WORK TO COMPLETE >>
Below are some records. Copy every line in them that holds "component".

PROVIDED RECORDS >>

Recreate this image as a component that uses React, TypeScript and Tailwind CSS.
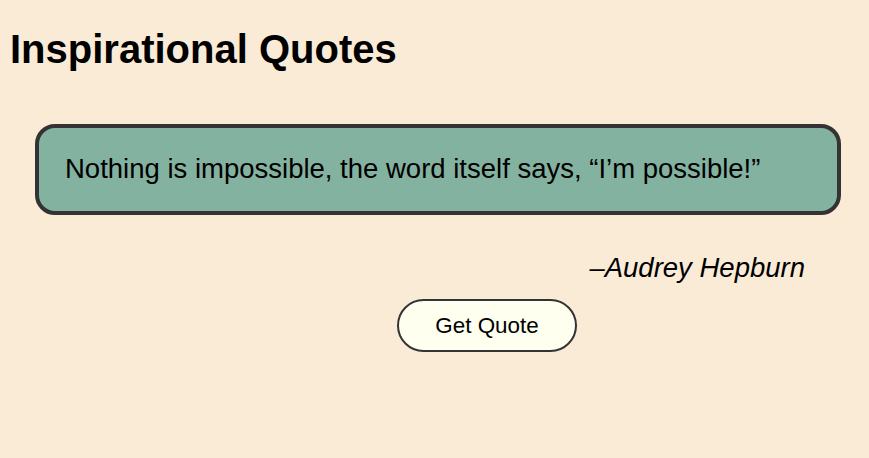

...

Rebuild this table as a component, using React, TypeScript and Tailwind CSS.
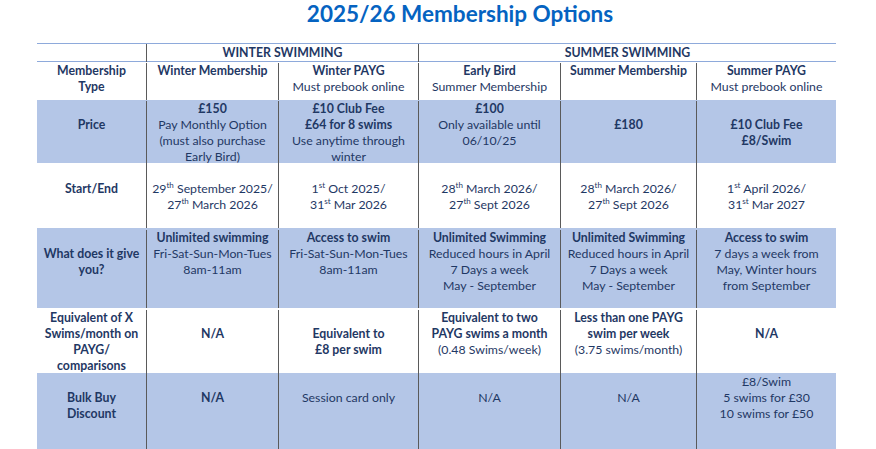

...

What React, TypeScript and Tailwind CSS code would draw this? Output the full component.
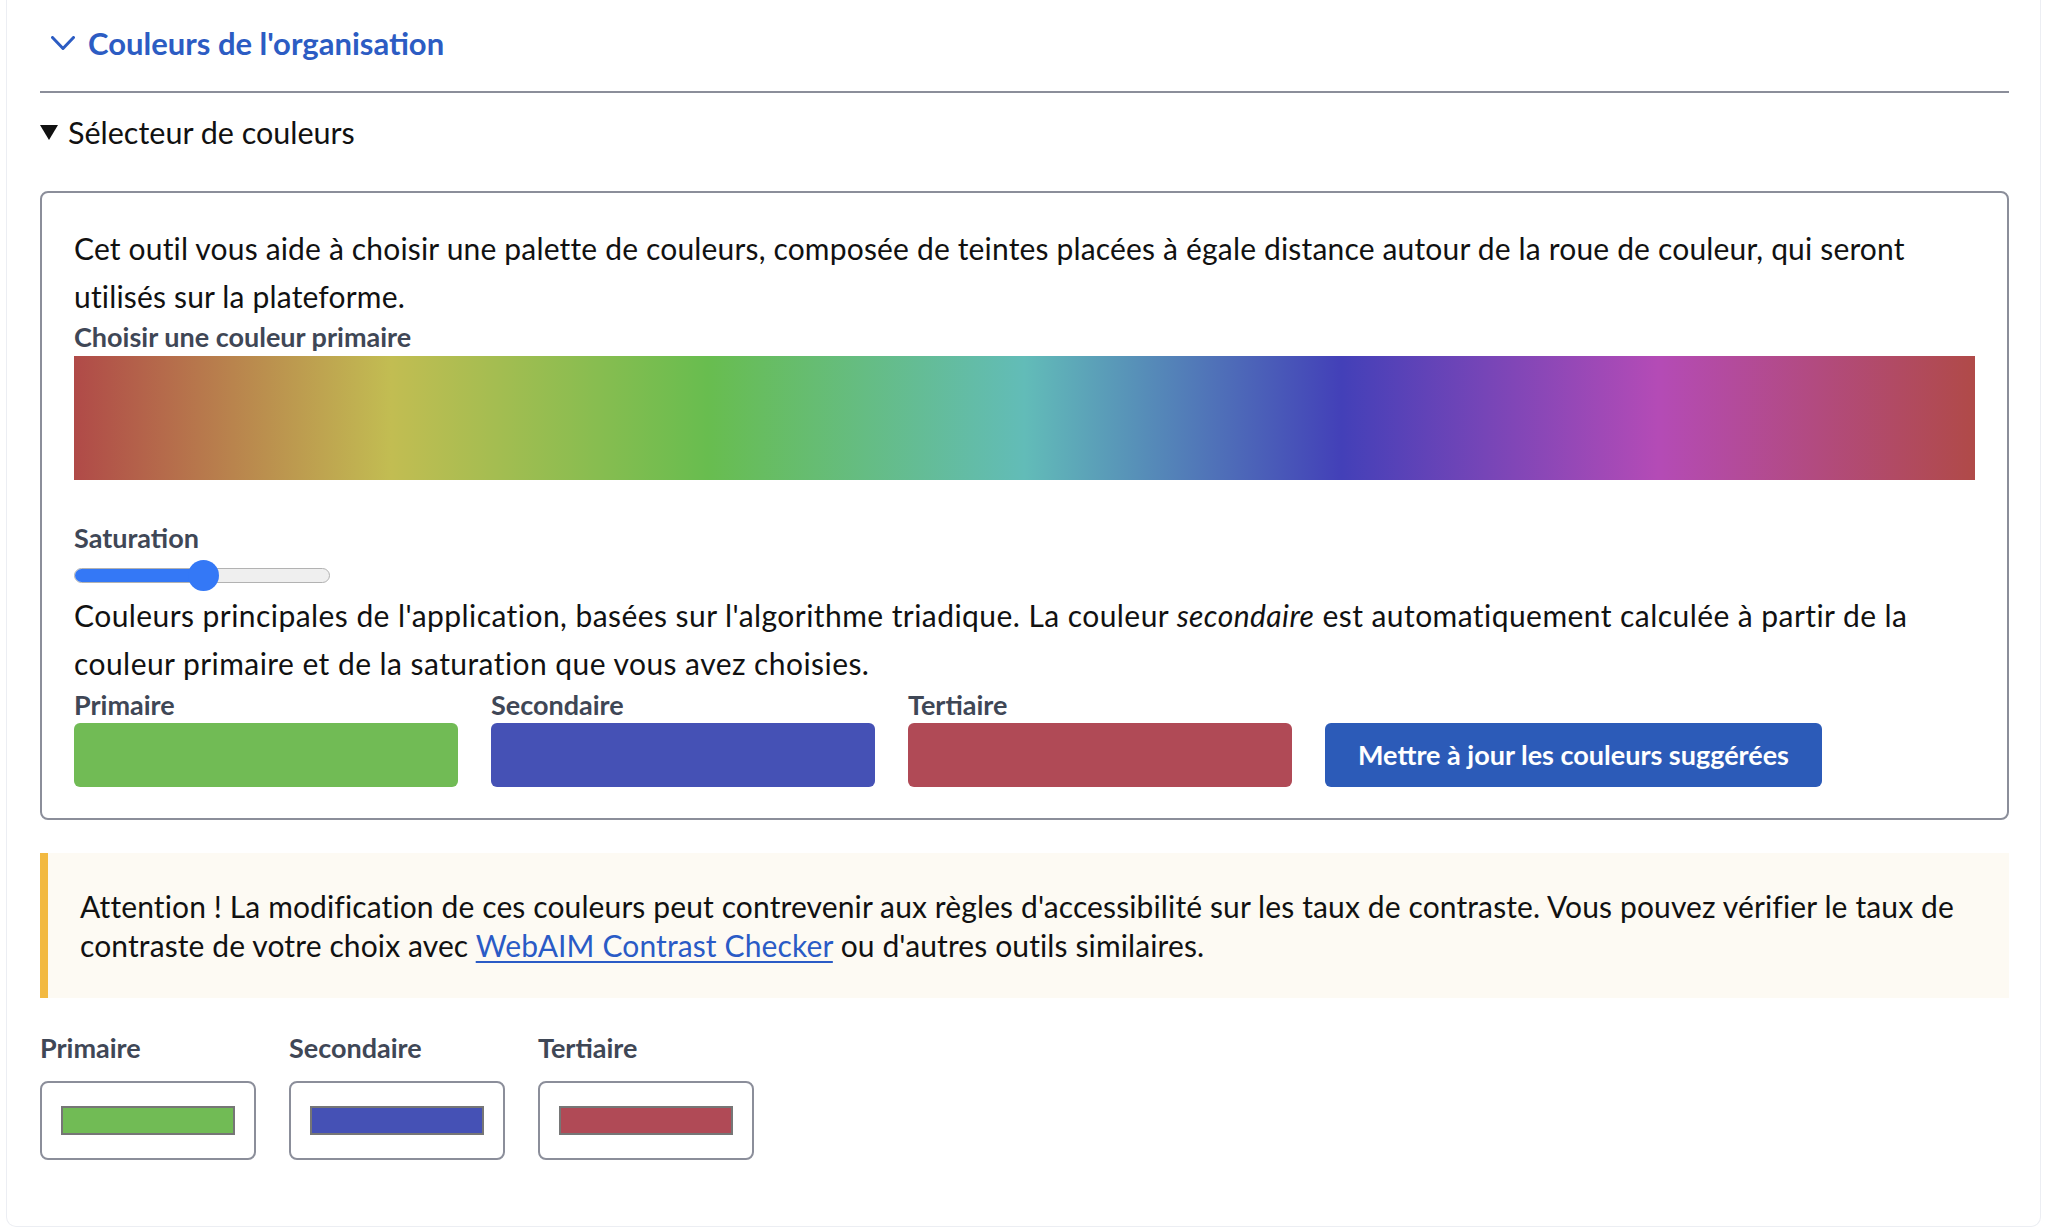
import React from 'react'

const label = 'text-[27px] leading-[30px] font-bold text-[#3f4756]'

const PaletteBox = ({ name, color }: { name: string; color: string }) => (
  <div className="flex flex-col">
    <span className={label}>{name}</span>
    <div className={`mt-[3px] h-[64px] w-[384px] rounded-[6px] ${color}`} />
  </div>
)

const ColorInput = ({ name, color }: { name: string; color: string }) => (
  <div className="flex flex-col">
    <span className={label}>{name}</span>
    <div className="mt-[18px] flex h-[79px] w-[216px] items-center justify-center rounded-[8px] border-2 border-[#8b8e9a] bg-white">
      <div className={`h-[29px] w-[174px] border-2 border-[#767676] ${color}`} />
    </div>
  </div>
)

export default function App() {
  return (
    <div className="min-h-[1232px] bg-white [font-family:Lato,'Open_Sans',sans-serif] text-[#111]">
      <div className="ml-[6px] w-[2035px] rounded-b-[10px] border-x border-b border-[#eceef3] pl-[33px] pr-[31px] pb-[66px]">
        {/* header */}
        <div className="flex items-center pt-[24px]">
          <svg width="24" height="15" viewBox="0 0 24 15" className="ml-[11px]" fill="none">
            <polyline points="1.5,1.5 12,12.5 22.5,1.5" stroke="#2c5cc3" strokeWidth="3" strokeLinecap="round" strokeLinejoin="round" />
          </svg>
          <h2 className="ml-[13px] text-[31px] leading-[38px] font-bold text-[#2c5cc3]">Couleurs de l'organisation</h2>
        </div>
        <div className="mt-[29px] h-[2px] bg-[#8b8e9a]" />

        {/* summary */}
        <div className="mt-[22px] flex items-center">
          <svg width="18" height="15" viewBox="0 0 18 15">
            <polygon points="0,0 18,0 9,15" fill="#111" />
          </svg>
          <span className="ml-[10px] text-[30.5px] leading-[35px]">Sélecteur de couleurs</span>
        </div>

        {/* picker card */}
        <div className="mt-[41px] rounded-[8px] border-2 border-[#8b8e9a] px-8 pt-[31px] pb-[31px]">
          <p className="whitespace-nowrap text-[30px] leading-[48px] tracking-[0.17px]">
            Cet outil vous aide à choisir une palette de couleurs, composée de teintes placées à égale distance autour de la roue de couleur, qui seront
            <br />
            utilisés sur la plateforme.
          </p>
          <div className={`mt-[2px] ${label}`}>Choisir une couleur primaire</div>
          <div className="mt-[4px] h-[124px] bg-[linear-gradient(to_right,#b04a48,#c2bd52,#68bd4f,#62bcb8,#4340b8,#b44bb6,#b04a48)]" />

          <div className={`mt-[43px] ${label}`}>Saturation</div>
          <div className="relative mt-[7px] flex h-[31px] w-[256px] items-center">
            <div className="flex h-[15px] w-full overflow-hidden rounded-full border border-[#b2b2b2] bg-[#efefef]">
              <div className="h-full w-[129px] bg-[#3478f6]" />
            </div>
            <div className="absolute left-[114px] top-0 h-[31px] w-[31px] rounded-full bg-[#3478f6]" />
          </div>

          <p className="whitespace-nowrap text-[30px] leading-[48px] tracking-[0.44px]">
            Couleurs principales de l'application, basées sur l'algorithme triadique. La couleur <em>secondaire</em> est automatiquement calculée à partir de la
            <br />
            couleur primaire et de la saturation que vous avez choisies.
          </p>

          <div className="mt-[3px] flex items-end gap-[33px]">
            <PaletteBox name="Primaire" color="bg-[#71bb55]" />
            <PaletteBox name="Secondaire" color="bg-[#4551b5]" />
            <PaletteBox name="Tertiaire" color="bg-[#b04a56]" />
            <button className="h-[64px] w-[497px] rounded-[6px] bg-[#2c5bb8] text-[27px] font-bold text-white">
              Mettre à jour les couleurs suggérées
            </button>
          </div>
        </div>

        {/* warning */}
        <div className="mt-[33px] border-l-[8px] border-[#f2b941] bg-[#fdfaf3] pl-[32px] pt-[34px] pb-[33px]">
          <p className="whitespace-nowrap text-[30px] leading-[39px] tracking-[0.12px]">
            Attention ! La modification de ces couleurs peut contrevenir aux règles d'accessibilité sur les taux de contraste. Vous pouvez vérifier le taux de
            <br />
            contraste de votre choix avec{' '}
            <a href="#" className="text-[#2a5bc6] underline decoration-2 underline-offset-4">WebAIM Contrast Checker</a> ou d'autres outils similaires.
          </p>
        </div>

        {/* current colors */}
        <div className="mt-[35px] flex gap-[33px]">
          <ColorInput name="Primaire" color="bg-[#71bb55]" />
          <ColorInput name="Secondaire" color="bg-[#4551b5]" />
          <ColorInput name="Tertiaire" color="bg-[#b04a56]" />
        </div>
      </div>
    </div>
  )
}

SOLUTION TO THIS TASK >>
Recreate this image as a component that uses React, TypeScript and Tailwind CSS.
Rebuild this table as a component, using React, TypeScript and Tailwind CSS.
What React, TypeScript and Tailwind CSS code would draw this? Output the full component.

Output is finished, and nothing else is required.